[Start Dataset rows]

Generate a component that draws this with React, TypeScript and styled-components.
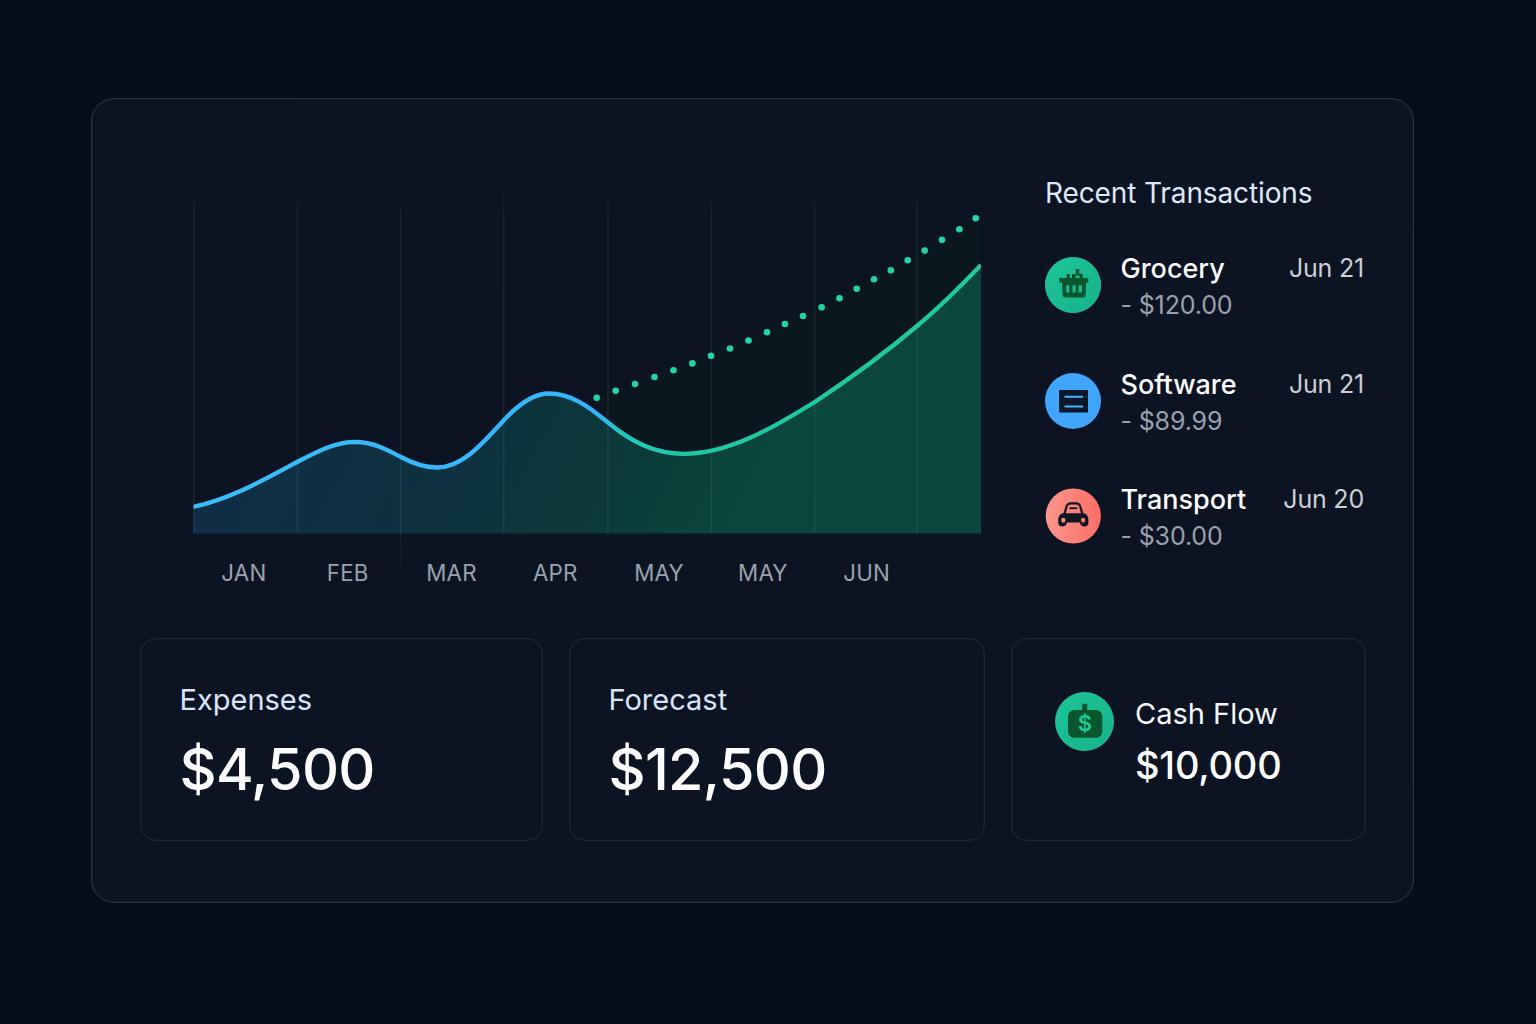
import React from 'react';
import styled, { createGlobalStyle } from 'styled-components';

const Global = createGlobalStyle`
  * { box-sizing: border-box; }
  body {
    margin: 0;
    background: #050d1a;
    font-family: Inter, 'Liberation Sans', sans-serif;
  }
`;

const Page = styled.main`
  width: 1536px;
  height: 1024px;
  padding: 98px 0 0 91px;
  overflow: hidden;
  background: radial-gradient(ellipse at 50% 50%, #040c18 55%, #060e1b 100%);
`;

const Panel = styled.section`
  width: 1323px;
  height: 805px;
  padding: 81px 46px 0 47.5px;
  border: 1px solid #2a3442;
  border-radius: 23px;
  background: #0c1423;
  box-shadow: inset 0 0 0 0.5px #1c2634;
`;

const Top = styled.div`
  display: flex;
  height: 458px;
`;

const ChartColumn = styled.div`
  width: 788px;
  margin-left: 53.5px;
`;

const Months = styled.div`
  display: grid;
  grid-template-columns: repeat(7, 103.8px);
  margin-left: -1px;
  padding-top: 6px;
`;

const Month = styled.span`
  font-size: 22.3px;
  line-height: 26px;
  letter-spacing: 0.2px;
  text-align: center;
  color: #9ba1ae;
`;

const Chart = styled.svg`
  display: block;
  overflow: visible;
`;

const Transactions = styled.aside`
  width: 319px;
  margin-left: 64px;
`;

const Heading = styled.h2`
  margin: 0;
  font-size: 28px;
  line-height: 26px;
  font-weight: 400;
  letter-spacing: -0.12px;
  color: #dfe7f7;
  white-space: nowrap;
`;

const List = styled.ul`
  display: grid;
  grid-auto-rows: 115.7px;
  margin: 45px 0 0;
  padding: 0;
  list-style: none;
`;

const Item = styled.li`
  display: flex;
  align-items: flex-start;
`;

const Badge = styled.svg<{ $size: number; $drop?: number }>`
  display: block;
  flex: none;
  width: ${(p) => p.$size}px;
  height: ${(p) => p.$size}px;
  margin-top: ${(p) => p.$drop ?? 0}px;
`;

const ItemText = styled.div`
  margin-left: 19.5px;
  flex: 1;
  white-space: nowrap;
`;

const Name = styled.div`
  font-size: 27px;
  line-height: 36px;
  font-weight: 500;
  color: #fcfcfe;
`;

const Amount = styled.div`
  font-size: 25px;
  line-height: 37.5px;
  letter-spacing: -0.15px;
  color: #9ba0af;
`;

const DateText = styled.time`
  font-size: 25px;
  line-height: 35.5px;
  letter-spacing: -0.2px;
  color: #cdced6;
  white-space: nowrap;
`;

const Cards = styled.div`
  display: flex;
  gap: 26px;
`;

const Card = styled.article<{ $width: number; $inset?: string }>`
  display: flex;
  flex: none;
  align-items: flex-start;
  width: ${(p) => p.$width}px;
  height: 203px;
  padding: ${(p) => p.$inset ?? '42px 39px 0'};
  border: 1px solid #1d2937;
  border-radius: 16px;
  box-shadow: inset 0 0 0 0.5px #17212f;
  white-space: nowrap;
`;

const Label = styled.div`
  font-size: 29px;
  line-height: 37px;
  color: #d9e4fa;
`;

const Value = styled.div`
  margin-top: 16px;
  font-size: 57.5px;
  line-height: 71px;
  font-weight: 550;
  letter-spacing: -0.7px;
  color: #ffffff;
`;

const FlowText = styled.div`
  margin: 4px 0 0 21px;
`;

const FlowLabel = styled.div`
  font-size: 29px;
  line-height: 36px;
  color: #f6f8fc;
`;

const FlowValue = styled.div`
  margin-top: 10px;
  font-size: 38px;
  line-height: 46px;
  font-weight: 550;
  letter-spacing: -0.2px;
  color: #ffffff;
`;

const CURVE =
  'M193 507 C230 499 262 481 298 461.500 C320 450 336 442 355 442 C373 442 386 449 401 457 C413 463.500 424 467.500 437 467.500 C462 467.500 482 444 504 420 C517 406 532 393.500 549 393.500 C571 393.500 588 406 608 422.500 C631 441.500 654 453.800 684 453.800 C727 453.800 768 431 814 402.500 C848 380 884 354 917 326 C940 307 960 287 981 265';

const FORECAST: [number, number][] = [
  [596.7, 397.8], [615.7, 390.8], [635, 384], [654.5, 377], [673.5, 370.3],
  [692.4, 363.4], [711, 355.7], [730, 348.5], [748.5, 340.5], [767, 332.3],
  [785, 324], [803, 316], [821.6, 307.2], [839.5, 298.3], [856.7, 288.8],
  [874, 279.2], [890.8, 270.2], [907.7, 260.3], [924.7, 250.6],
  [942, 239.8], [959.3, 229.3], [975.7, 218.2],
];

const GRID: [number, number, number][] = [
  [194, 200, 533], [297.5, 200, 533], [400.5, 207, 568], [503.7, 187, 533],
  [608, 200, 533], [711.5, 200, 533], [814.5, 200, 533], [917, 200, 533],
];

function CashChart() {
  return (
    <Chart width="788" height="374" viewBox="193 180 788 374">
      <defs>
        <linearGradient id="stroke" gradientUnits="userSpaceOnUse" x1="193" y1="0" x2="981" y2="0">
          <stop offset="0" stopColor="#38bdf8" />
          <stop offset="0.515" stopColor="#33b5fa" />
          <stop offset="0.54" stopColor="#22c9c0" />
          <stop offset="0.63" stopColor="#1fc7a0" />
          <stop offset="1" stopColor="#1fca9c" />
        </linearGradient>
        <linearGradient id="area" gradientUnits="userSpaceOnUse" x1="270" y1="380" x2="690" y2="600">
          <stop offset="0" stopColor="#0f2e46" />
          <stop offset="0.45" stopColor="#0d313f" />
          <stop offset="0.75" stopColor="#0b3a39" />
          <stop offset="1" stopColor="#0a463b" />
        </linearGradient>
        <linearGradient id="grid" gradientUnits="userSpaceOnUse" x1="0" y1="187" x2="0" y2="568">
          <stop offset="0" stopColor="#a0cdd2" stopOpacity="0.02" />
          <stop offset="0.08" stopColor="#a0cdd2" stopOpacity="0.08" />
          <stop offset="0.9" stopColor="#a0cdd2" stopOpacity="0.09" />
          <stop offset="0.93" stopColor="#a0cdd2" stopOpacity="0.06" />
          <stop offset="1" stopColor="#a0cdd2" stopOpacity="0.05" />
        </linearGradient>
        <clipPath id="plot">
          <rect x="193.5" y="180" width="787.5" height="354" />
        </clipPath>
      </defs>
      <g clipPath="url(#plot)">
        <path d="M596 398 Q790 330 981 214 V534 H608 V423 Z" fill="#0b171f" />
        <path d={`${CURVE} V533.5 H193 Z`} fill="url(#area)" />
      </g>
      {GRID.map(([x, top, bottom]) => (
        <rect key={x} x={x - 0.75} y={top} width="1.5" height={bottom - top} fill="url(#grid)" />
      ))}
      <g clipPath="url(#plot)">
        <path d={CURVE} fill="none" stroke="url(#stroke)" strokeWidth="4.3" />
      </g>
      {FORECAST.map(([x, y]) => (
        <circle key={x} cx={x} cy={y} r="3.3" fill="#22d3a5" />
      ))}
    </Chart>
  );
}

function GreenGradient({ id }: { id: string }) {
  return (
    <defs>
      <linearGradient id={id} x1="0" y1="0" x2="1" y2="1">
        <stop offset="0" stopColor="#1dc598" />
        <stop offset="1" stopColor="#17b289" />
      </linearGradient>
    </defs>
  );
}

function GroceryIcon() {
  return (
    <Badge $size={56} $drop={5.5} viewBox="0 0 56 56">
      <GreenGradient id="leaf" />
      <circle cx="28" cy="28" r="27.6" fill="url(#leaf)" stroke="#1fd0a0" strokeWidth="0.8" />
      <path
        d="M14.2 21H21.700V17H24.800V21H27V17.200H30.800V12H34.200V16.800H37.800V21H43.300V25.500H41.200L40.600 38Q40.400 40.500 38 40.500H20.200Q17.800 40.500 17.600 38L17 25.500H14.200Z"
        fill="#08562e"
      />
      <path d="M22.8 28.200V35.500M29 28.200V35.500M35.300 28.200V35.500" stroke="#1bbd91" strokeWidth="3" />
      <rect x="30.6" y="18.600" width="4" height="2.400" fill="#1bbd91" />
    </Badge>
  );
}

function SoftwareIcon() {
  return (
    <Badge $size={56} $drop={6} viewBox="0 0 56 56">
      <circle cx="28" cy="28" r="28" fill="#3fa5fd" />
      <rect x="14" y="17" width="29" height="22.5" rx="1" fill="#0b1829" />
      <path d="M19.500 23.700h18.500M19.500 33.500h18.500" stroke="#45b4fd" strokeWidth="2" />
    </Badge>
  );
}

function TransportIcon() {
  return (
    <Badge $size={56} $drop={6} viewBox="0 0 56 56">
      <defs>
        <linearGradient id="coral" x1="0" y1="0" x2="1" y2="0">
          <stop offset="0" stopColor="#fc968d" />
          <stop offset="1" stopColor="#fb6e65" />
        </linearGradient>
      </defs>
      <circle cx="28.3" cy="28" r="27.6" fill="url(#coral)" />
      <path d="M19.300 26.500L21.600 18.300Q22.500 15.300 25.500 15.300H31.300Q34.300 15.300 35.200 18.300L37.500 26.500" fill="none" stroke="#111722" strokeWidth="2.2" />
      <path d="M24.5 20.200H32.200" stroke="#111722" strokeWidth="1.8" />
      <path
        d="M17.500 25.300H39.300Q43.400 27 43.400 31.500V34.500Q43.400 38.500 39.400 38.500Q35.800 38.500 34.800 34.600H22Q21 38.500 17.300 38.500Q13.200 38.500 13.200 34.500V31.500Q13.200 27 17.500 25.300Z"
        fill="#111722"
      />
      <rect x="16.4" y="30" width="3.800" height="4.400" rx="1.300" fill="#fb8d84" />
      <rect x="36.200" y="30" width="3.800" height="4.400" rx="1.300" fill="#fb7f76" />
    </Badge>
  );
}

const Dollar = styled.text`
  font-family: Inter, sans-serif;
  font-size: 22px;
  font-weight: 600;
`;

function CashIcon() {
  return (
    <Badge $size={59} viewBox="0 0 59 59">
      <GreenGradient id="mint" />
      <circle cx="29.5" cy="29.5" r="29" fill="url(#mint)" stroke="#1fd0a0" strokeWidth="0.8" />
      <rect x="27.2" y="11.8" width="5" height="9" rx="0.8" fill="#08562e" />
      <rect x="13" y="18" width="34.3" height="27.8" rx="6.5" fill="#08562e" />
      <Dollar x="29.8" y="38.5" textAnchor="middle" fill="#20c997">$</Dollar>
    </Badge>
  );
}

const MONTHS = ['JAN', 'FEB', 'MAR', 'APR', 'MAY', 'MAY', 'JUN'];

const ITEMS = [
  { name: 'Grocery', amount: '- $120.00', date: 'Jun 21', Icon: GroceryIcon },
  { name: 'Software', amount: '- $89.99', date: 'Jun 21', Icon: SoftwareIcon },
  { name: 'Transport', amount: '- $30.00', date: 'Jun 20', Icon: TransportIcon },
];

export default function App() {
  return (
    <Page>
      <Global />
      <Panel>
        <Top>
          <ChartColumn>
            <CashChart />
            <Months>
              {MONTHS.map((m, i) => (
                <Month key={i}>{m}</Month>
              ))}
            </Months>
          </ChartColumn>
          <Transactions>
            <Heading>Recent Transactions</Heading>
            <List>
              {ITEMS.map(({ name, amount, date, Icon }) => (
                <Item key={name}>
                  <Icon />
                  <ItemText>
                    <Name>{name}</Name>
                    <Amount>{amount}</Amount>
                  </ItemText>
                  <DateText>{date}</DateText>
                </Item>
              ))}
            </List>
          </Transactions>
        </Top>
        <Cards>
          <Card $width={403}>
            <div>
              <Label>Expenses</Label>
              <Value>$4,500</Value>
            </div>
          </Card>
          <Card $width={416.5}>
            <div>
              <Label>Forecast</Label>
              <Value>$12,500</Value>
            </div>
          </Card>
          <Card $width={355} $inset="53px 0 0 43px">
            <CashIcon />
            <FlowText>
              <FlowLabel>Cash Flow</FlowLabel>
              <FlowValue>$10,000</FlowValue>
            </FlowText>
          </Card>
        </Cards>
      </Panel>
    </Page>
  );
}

[End Dataset rows]
[Start Dataset rows]

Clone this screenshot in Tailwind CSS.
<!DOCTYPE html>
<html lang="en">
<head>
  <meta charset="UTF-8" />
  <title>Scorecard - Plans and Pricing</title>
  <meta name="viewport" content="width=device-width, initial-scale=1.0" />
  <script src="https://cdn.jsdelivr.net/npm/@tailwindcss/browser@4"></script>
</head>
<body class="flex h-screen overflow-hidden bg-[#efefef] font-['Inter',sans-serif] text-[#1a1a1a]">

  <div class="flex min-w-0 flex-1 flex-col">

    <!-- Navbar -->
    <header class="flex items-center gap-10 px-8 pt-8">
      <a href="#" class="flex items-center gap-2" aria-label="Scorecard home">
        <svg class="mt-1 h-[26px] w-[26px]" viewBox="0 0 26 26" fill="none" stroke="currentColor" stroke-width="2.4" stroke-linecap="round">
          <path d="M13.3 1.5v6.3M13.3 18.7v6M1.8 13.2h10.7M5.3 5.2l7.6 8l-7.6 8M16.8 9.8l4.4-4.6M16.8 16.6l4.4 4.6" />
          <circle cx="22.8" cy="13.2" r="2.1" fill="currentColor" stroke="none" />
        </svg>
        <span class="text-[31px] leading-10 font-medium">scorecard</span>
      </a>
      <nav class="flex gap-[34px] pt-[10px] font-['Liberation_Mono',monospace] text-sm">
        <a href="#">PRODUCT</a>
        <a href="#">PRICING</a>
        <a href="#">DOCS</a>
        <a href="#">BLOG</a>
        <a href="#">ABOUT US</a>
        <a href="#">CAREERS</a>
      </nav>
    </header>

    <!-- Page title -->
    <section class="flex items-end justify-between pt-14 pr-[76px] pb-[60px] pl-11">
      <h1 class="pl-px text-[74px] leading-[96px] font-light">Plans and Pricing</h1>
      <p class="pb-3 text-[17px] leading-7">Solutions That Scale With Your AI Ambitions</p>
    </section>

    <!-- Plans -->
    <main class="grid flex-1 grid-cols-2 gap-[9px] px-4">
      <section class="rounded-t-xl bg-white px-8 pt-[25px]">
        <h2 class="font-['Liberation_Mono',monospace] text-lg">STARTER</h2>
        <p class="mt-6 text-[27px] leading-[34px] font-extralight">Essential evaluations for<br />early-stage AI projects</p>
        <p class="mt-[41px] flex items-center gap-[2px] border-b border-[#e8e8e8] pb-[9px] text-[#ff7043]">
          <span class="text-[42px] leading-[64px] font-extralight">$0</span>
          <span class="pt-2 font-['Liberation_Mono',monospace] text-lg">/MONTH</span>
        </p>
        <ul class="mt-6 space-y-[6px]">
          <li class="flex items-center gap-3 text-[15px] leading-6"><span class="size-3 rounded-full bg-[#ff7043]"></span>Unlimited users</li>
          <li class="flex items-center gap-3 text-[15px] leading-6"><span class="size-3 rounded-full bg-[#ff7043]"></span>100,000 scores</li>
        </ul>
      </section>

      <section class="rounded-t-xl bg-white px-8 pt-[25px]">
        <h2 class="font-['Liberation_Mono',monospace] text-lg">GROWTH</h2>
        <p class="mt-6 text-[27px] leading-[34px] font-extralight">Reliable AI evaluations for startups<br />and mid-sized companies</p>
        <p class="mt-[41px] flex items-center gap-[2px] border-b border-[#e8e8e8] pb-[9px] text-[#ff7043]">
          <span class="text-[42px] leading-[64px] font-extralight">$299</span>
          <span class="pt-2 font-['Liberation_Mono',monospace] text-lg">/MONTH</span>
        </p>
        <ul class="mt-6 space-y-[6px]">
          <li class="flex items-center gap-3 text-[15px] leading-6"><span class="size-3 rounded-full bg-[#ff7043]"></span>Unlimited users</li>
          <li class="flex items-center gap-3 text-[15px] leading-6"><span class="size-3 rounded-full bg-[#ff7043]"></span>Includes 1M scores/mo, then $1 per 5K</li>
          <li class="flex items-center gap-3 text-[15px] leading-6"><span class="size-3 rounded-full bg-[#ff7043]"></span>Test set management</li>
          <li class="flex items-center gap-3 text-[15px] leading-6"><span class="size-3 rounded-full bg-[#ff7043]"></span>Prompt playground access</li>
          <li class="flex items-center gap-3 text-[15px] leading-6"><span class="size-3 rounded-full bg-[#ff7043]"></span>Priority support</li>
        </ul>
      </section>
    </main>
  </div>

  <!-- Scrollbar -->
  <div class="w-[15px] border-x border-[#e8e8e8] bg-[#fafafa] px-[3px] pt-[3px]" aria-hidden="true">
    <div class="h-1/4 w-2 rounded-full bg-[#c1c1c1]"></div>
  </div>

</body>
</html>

[End Dataset rows]

- _Problem to work on_
Copy out every line that includes the word "React".

- _Correct output_
Generate a component that draws this with React, TypeScript and styled-components.
import React from 'react';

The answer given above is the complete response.